#### WHAT THE TASK ASKS
Exclude the pictures and reproduce the remaining data exactly as written.

#### PROVIDED RECORDS
□ □ □ □ □
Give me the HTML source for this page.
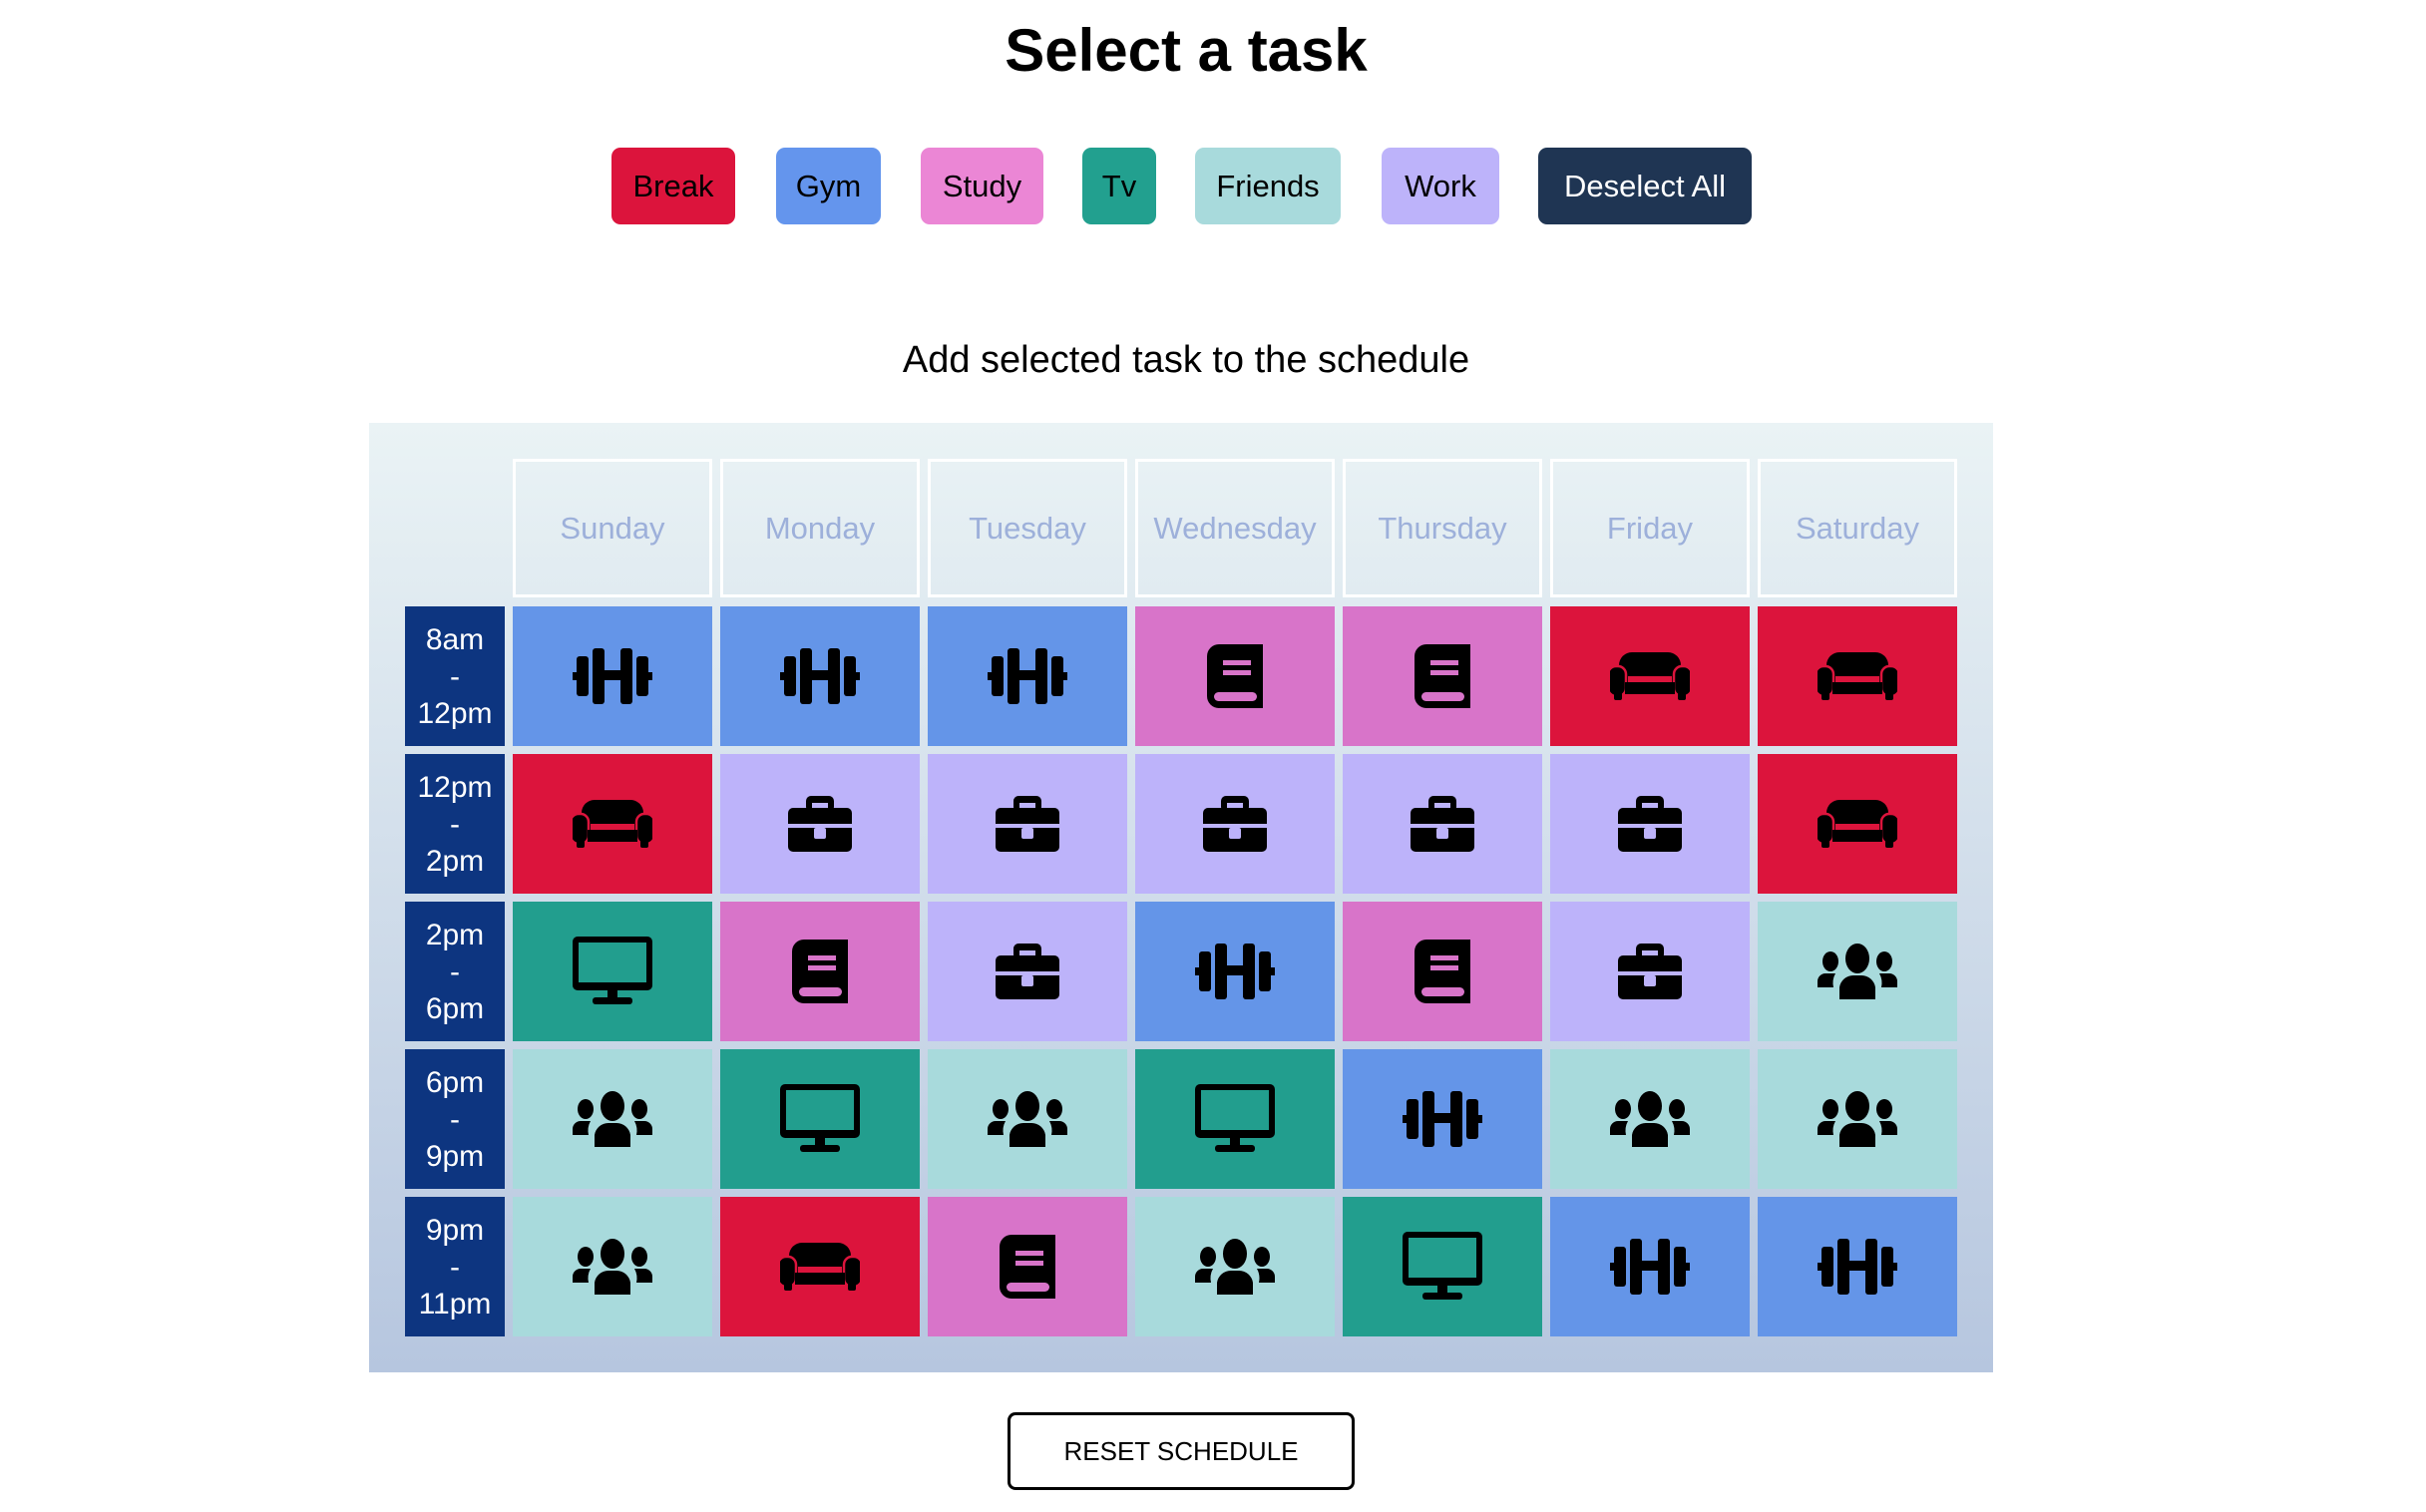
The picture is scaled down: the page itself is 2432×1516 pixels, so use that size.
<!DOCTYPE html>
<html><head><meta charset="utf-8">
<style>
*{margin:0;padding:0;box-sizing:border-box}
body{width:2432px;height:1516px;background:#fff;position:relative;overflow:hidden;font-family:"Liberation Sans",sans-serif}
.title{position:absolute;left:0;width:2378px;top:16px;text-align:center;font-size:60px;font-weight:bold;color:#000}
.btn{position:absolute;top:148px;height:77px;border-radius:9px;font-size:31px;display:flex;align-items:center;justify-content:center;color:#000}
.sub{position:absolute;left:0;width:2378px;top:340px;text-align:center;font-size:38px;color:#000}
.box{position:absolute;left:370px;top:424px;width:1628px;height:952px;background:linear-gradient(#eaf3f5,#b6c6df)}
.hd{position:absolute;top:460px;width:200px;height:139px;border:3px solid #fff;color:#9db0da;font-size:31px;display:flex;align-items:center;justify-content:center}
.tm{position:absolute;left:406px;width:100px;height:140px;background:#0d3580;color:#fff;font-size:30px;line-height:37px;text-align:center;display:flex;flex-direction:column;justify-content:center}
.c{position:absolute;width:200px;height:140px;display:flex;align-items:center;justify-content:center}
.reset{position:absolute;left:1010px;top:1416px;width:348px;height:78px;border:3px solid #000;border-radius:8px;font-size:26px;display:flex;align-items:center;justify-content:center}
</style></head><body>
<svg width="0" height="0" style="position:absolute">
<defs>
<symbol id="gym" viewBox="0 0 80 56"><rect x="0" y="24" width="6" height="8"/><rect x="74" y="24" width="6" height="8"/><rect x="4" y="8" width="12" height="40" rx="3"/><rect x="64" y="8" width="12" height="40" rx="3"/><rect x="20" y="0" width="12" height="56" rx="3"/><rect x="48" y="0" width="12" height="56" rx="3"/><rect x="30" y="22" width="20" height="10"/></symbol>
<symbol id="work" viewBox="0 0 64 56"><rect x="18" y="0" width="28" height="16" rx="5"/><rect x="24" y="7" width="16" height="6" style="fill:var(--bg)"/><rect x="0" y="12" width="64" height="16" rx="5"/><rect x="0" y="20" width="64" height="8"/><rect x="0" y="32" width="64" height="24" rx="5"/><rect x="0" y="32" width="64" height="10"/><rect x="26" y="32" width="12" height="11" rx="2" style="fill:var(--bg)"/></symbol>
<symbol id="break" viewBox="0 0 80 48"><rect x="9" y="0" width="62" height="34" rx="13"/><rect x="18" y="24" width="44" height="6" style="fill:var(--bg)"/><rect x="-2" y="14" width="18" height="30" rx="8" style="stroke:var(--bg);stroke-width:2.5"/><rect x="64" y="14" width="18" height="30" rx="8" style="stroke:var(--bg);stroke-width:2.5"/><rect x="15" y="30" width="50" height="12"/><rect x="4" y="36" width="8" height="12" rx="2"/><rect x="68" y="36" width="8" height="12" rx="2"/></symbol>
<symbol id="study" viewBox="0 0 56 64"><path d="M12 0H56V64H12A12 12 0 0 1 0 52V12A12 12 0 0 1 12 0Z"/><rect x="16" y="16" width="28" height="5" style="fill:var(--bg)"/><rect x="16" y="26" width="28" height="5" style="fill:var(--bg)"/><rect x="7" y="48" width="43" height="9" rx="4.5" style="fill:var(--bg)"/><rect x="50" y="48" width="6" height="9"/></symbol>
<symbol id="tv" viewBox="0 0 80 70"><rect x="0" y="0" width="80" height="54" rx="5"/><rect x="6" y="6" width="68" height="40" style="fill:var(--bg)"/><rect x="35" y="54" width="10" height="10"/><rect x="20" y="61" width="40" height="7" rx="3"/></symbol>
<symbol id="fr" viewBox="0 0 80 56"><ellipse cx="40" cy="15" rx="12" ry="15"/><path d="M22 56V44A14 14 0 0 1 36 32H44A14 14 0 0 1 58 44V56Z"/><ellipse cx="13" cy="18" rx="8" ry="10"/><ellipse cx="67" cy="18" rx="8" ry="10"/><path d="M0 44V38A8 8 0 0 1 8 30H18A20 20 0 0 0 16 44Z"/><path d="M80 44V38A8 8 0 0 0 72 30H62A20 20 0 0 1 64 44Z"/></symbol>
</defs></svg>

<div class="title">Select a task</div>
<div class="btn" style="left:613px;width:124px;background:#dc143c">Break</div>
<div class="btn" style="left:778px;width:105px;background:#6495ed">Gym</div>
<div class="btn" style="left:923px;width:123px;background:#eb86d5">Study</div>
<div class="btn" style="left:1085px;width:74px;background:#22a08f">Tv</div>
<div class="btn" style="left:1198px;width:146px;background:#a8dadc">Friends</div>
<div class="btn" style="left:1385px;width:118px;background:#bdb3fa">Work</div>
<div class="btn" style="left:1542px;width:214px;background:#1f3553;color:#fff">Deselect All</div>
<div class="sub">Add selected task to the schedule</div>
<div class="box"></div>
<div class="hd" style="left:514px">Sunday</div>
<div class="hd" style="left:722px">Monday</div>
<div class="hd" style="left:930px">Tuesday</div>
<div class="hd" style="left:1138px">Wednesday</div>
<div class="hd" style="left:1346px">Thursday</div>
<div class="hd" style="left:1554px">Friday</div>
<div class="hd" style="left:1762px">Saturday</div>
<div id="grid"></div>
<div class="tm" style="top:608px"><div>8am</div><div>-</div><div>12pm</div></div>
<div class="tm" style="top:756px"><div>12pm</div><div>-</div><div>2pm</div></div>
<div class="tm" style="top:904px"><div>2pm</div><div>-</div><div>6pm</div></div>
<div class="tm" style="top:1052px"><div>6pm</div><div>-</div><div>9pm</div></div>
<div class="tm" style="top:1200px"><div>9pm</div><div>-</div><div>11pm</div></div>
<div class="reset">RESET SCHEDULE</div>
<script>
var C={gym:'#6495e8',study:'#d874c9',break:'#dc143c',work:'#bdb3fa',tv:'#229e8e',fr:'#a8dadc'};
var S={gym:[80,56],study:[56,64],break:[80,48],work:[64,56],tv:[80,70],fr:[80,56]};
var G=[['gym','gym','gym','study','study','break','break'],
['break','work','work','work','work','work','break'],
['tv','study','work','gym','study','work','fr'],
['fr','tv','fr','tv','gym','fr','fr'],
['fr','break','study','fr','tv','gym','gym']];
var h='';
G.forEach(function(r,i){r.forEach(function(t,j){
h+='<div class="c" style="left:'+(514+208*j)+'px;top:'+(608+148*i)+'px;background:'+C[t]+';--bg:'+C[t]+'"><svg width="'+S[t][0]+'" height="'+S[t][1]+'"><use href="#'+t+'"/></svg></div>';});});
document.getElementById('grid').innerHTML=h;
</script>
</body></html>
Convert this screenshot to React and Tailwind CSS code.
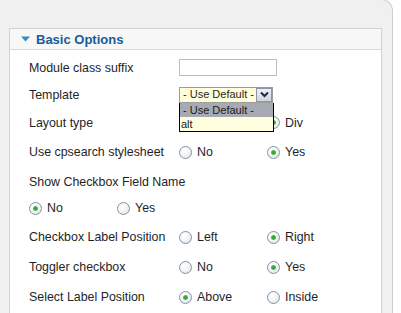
□ □ □ □ □
#### WORKED ANSWER
Give me the HTML source for this page.
The picture is scaled down: the page itself is 2432×1516 pixels, so use that size.
<!DOCTYPE html>
<html><head><meta charset="utf-8">
<style>
*{margin:0;padding:0;box-sizing:border-box}
body{width:2432px;height:1516px;background:#fff;position:relative;overflow:hidden;font-family:"Liberation Sans",sans-serif}
.title{position:absolute;left:0;width:2378px;top:16px;text-align:center;font-size:60px;font-weight:bold;color:#000}
.btn{position:absolute;top:148px;height:77px;border-radius:9px;font-size:31px;display:flex;align-items:center;justify-content:center;color:#000}
.sub{position:absolute;left:0;width:2378px;top:340px;text-align:center;font-size:38px;color:#000}
.box{position:absolute;left:370px;top:424px;width:1628px;height:952px;background:linear-gradient(#eaf3f5,#b6c6df)}
.hd{position:absolute;top:460px;width:200px;height:139px;border:3px solid #fff;color:#9db0da;font-size:31px;display:flex;align-items:center;justify-content:center}
.tm{position:absolute;left:406px;width:100px;height:140px;background:#0d3580;color:#fff;font-size:30px;line-height:37px;text-align:center;display:flex;flex-direction:column;justify-content:center}
.c{position:absolute;width:200px;height:140px;display:flex;align-items:center;justify-content:center}
.reset{position:absolute;left:1010px;top:1416px;width:348px;height:78px;border:3px solid #000;border-radius:8px;font-size:26px;display:flex;align-items:center;justify-content:center}
</style></head><body>
<svg width="0" height="0" style="position:absolute">
<defs>
<symbol id="gym" viewBox="0 0 80 56"><rect x="0" y="24" width="6" height="8"/><rect x="74" y="24" width="6" height="8"/><rect x="4" y="8" width="12" height="40" rx="3"/><rect x="64" y="8" width="12" height="40" rx="3"/><rect x="20" y="0" width="12" height="56" rx="3"/><rect x="48" y="0" width="12" height="56" rx="3"/><rect x="30" y="22" width="20" height="10"/></symbol>
<symbol id="work" viewBox="0 0 64 56"><rect x="18" y="0" width="28" height="16" rx="5"/><rect x="24" y="7" width="16" height="6" style="fill:var(--bg)"/><rect x="0" y="12" width="64" height="16" rx="5"/><rect x="0" y="20" width="64" height="8"/><rect x="0" y="32" width="64" height="24" rx="5"/><rect x="0" y="32" width="64" height="10"/><rect x="26" y="32" width="12" height="11" rx="2" style="fill:var(--bg)"/></symbol>
<symbol id="break" viewBox="0 0 80 48"><rect x="9" y="0" width="62" height="34" rx="13"/><rect x="18" y="24" width="44" height="6" style="fill:var(--bg)"/><rect x="-2" y="14" width="18" height="30" rx="8" style="stroke:var(--bg);stroke-width:2.5"/><rect x="64" y="14" width="18" height="30" rx="8" style="stroke:var(--bg);stroke-width:2.5"/><rect x="15" y="30" width="50" height="12"/><rect x="4" y="36" width="8" height="12" rx="2"/><rect x="68" y="36" width="8" height="12" rx="2"/></symbol>
<symbol id="study" viewBox="0 0 56 64"><path d="M12 0H56V64H12A12 12 0 0 1 0 52V12A12 12 0 0 1 12 0Z"/><rect x="16" y="16" width="28" height="5" style="fill:var(--bg)"/><rect x="16" y="26" width="28" height="5" style="fill:var(--bg)"/><rect x="7" y="48" width="43" height="9" rx="4.5" style="fill:var(--bg)"/><rect x="50" y="48" width="6" height="9"/></symbol>
<symbol id="tv" viewBox="0 0 80 70"><rect x="0" y="0" width="80" height="54" rx="5"/><rect x="6" y="6" width="68" height="40" style="fill:var(--bg)"/><rect x="35" y="54" width="10" height="10"/><rect x="20" y="61" width="40" height="7" rx="3"/></symbol>
<symbol id="fr" viewBox="0 0 80 56"><ellipse cx="40" cy="15" rx="12" ry="15"/><path d="M22 56V44A14 14 0 0 1 36 32H44A14 14 0 0 1 58 44V56Z"/><ellipse cx="13" cy="18" rx="8" ry="10"/><ellipse cx="67" cy="18" rx="8" ry="10"/><path d="M0 44V38A8 8 0 0 1 8 30H18A20 20 0 0 0 16 44Z"/><path d="M80 44V38A8 8 0 0 0 72 30H62A20 20 0 0 1 64 44Z"/></symbol>
</defs></svg>

<div class="title">Select a task</div>
<div class="btn" style="left:613px;width:124px;background:#dc143c">Break</div>
<div class="btn" style="left:778px;width:105px;background:#6495ed">Gym</div>
<div class="btn" style="left:923px;width:123px;background:#eb86d5">Study</div>
<div class="btn" style="left:1085px;width:74px;background:#22a08f">Tv</div>
<div class="btn" style="left:1198px;width:146px;background:#a8dadc">Friends</div>
<div class="btn" style="left:1385px;width:118px;background:#bdb3fa">Work</div>
<div class="btn" style="left:1542px;width:214px;background:#1f3553;color:#fff">Deselect All</div>
<div class="sub">Add selected task to the schedule</div>
<div class="box"></div>
<div class="hd" style="left:514px">Sunday</div>
<div class="hd" style="left:722px">Monday</div>
<div class="hd" style="left:930px">Tuesday</div>
<div class="hd" style="left:1138px">Wednesday</div>
<div class="hd" style="left:1346px">Thursday</div>
<div class="hd" style="left:1554px">Friday</div>
<div class="hd" style="left:1762px">Saturday</div>
<div id="grid"></div>
<div class="tm" style="top:608px"><div>8am</div><div>-</div><div>12pm</div></div>
<div class="tm" style="top:756px"><div>12pm</div><div>-</div><div>2pm</div></div>
<div class="tm" style="top:904px"><div>2pm</div><div>-</div><div>6pm</div></div>
<div class="tm" style="top:1052px"><div>6pm</div><div>-</div><div>9pm</div></div>
<div class="tm" style="top:1200px"><div>9pm</div><div>-</div><div>11pm</div></div>
<div class="reset">RESET SCHEDULE</div>
<script>
var C={gym:'#6495e8',study:'#d874c9',break:'#dc143c',work:'#bdb3fa',tv:'#229e8e',fr:'#a8dadc'};
var S={gym:[80,56],study:[56,64],break:[80,48],work:[64,56],tv:[80,70],fr:[80,56]};
var G=[['gym','gym','gym','study','study','break','break'],
['break','work','work','work','work','work','break'],
['tv','study','work','gym','study','work','fr'],
['fr','tv','fr','tv','gym','fr','fr'],
['fr','break','study','fr','tv','gym','gym']];
var h='';
G.forEach(function(r,i){r.forEach(function(t,j){
h+='<div class="c" style="left:'+(514+208*j)+'px;top:'+(608+148*i)+'px;background:'+C[t]+';--bg:'+C[t]+'"><svg width="'+S[t][0]+'" height="'+S[t][1]+'"><use href="#'+t+'"/></svg></div>';});});
document.getElementById('grid').innerHTML=h;
</script>
</body></html>
Convert this screenshot to React and Tailwind CSS code.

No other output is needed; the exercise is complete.